Data science created unprecedented opportunities but also new risks. Data science techniques might expose sensitive traits of individuals and invade their privacy, this information could be used to discriminate people based on their presumed characteristics, or profiles. Sophisticated data driven machine learning algorithms yield classification and prediction models of behavioral traits of individuals, such as credit score, insurance risk, health status, personal preferences and orientations, on the basis of personal data disseminated in the digital environment by users, with or sometimes without their awareness. Such automated decision-making systems are often “black boxes”, mapping user’s features into a class label or a ranking value without exposing the reasons .
This is worrying not only for the lack of transparency, which undermines the trust of stakeholders, but also for possible social biases and prejudices hidden in the training data and learned by the algorithms, which may bring to discriminatory decisions or unfair actions. Gartner says that, within 2018, half of business ethics violations will occur through improper use of Big Data analytics .

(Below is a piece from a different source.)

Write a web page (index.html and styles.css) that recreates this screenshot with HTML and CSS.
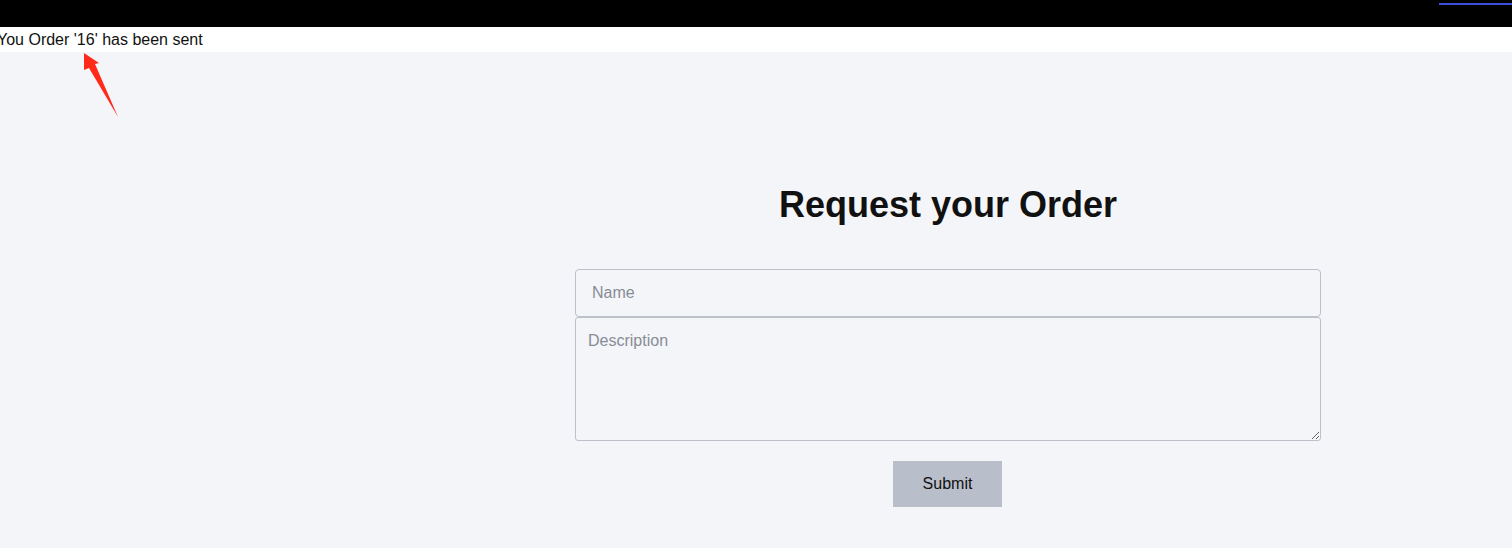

Often, the achievements of data science are the result of re-interpreting available data for analysis goals that differ from the original reasons motivating data collection. Examples include mobile phone call records, originally collected by telecom operators for billing and operations, used for accurate and timely demography and human mobility analysis at country orregional scale. This re-purposing of data clearly shows the importance of legal compliance and data ethics technologies and safeguards to protect privacy and anonymity, secure data, engage users, avoid discrimination and misuse, account for transparency and fair use — to the purpose of seizing the opportunities of data science while controlling the associated risks. This is the focus of my lecture.